**Source material**.
— Begin —

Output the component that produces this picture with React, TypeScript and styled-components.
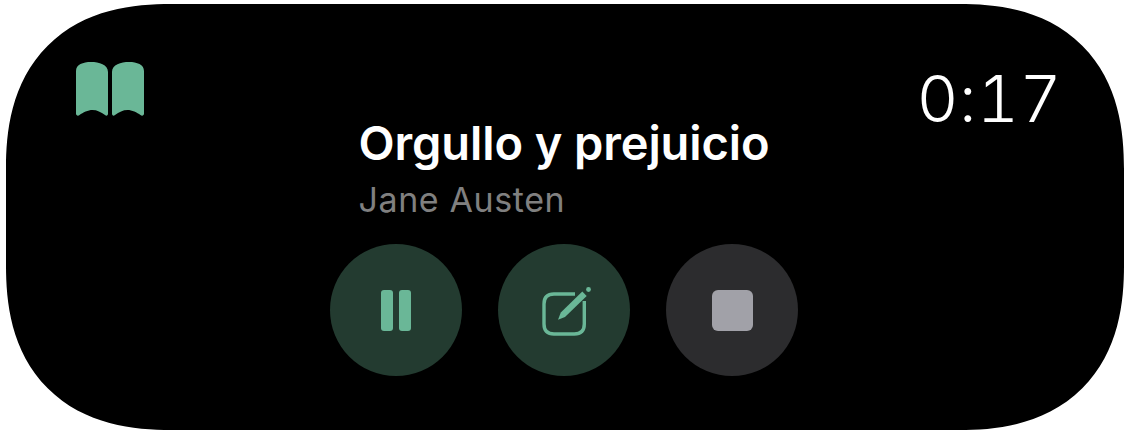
import styled, { createGlobalStyle } from 'styled-components';

const GlobalStyle = createGlobalStyle`
	html, body {
		margin: 0;
		padding: 0;
		background: #fff;
	}
`;

const Page = styled.div`
	width: 1130px;
	height: 434px;
	padding: 4px 6px;
	box-sizing: border-box;
	background: #fff;
	font-family: Inter, "Liberation Sans", sans-serif;
`;

const Island = styled.div`
	width: 100%;
	height: 100%;
	padding: 58px 70px 0;
	box-sizing: border-box;
	display: flex;
	flex-direction: column;
	background: #000;
	border-radius: 165px;
	corner-shape: superellipse(1.25);
`;

const TopRow = styled.div`
	height: 55px;
	display: flex;
	justify-content: space-between;
	align-items: flex-start;
`;

const Timer = styled.div`
	margin-top: 2px;
	margin-right: -8px;
	font-size: 65px;
	font-weight: 300;
	line-height: 70px;
	letter-spacing: 0.5px;
	font-variant-numeric: tabular-nums;
	color: #fff;
`;

const Main = styled.div`
	padding-right: 2px;
	display: flex;
	flex-direction: column;
	align-items: center;
`;

const TextBlock = styled.div`
	display: flex;
	flex-direction: column;
`;

const Title = styled.div`
	font-size: 47px;
	font-weight: 600;
	line-height: 52px;
	letter-spacing: -0.1px;
	color: #fff;
`;

const Author = styled.div`
	margin-top: 11px;
	font-size: 34px;
	line-height: 40px;
	letter-spacing: 0.6px;
	color: #808080;
`;

const Controls = styled.div`
	margin-top: 24px;
	display: flex;
	gap: 36px;
`;

const RoundButton = styled.button<{ $tone: 'green' | 'gray' }>`
	width: 132px;
	height: 132px;
	padding: 0;
	border: 0;
	border-radius: 50%;
	display: flex;
	align-items: center;
	justify-content: center;
	background: ${({ $tone }) => ($tone === 'green' ? '#233b30' : '#2c2c2e')};
`;

const PauseBars = styled.div`
	display: flex;
	gap: 6px;
`;

const PauseBar = styled.div`
	width: 12px;
	height: 41px;
	border-radius: 3px;
	background: #6ab797;
`;

const StopSquare = styled.div`
	width: 41px;
	height: 41px;
	border-radius: 6px;
	background: #a1a1a8;
`;

const ComposeSvg = styled.svg`
	overflow: visible;
`;

const BookIcon = () => (
	<svg width="68" height="54" viewBox="0 0 68 54" fill="#6ab797">
		<path d="M0 9C0 2.5 7 0 15 0C23 0 32 2.5 32 10V51.5C32 53.5 30.5 54.3 29 53C25 50 21 48 16.5 48C12 48 7 50.5 3.5 53C2 54.3 0 53.5 0 51.5Z" />
		<path d="M68 9C68 2.5 61 0 53 0C45 0 36 2.5 36 10V51.5C36 53.5 37.5 54.3 39 53C43 50 47 48 51.5 48C56 48 61 50.5 64.5 53C66 54.3 68 53.5 68 51.5Z" />
	</svg>
);

const ComposeIcon = () => (
	<ComposeSvg width="50" height="50" viewBox="-3 -2 50 50" fill="none">
		<path
			d="M33 7H12C5.5 7 2 10.5 2 17V37C2 43.5 5.5 47 12 47H32.3C38.8 47 42.3 43.5 42.3 37V14"
			stroke="#6ab797"
			strokeWidth="3.4"
		/>
		<path d="M16 32.7L18.8 25.5L40.3 4.6L44.7 9L23 30Z" fill="#6ab797" />
		<circle cx="46.5" cy="2.5" r="2.4" fill="#6ab797" />
	</ComposeSvg>
);

const App = () => {
	return <Page>
		<GlobalStyle />
		<Island>
			<TopRow>
				<BookIcon />
				<Timer>0:17</Timer>
			</TopRow>
			<Main>
				<TextBlock>
					<Title>Orgullo y prejuicio</Title>
					<Author>Jane Austen</Author>
				</TextBlock>
				<Controls>
					<RoundButton $tone="green">
						<PauseBars>
							<PauseBar />
							<PauseBar />
						</PauseBars>
					</RoundButton>
					<RoundButton $tone="green">
						<ComposeIcon />
					</RoundButton>
					<RoundButton $tone="gray">
						<StopSquare />
					</RoundButton>
				</Controls>
			</Main>
		</Island>
	</Page>;
};

export default App;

— End —

**Written task**.
Do not copy the pictures, but repeat every line exactly.

**Task solution**.
Output the component that produces this picture with React, TypeScript and styled-components.
import styled, { createGlobalStyle } from 'styled-components';

const GlobalStyle = createGlobalStyle`
	html, body {
		margin: 0;
		padding: 0;
		background: #fff;
	}
`;

const Page = styled.div`
	width: 1130px;
	height: 434px;
	padding: 4px 6px;
	box-sizing: border-box;
	background: #fff;
	font-family: Inter, "Liberation Sans", sans-serif;
`;

const Island = styled.div`
	width: 100%;
	height: 100%;
	padding: 58px 70px 0;
	box-sizing: border-box;
	display: flex;
	flex-direction: column;
	background: #000;
	border-radius: 165px;
	corner-shape: superellipse(1.25);
`;

const TopRow = styled.div`
	height: 55px;
	display: flex;
	justify-content: space-between;
	align-items: flex-start;
`;

const Timer = styled.div`
	margin-top: 2px;
	margin-right: -8px;
	font-size: 65px;
	font-weight: 300;
	line-height: 70px;
	letter-spacing: 0.5px;
	font-variant-numeric: tabular-nums;
	color: #fff;
`;

const Main = styled.div`
	padding-right: 2px;
	display: flex;
	flex-direction: column;
	align-items: center;
`;

const TextBlock = styled.div`
	display: flex;
	flex-direction: column;
`;

const Title = styled.div`
	font-size: 47px;
	font-weight: 600;
	line-height: 52px;
	letter-spacing: -0.1px;
	color: #fff;
`;

const Author = styled.div`
	margin-top: 11px;
	font-size: 34px;
	line-height: 40px;
	letter-spacing: 0.6px;
	color: #808080;
`;

const Controls = styled.div`
	margin-top: 24px;
	display: flex;
	gap: 36px;
`;

const RoundButton = styled.button<{ $tone: 'green' | 'gray' }>`
	width: 132px;
	height: 132px;
	padding: 0;
	border: 0;
	border-radius: 50%;
	display: flex;
	align-items: center;
	justify-content: center;
	background: ${({ $tone }) => ($tone === 'green' ? '#233b30' : '#2c2c2e')};
`;

const PauseBars = styled.div`
	display: flex;
	gap: 6px;
`;

const PauseBar = styled.div`
	width: 12px;
	height: 41px;
	border-radius: 3px;
	background: #6ab797;
`;

const StopSquare = styled.div`
	width: 41px;
	height: 41px;
	border-radius: 6px;
	background: #a1a1a8;
`;

const ComposeSvg = styled.svg`
	overflow: visible;
`;

const BookIcon = () => (
	<svg width="68" height="54" viewBox="0 0 68 54" fill="#6ab797">
		<path d="M0 9C0 2.5 7 0 15 0C23 0 32 2.5 32 10V51.5C32 53.5 30.5 54.3 29 53C25 50 21 48 16.5 48C12 48 7 50.5 3.5 53C2 54.3 0 53.5 0 51.5Z" />
		<path d="M68 9C68 2.5 61 0 53 0C45 0 36 2.5 36 10V51.5C36 53.5 37.5 54.3 39 53C43 50 47 48 51.5 48C56 48 61 50.5 64.5 53C66 54.3 68 53.5 68 51.5Z" />
	</svg>
);

const ComposeIcon = () => (
	<ComposeSvg width="50" height="50" viewBox="-3 -2 50 50" fill="none">
		<path
			d="M33 7H12C5.5 7 2 10.5 2 17V37C2 43.5 5.5 47 12 47H32.3C38.8 47 42.3 43.5 42.3 37V14"
			stroke="#6ab797"
			strokeWidth="3.4"
		/>
		<path d="M16 32.7L18.8 25.5L40.3 4.6L44.7 9L23 30Z" fill="#6ab797" />
		<circle cx="46.5" cy="2.5" r="2.4" fill="#6ab797" />
	</ComposeSvg>
);

const App = () => {
	return <Page>
		<GlobalStyle />
		<Island>
			<TopRow>
				<BookIcon />
				<Timer>0:17</Timer>
			</TopRow>
			<Main>
				<TextBlock>
					<Title>Orgullo y prejuicio</Title>
					<Author>Jane Austen</Author>
				</TextBlock>
				<Controls>
					<RoundButton $tone="green">
						<PauseBars>
							<PauseBar />
							<PauseBar />
						</PauseBars>
					</RoundButton>
					<RoundButton $tone="green">
						<ComposeIcon />
					</RoundButton>
					<RoundButton $tone="gray">
						<StopSquare />
					</RoundButton>
				</Controls>
			</Main>
		</Island>
	</Page>;
};

export default App;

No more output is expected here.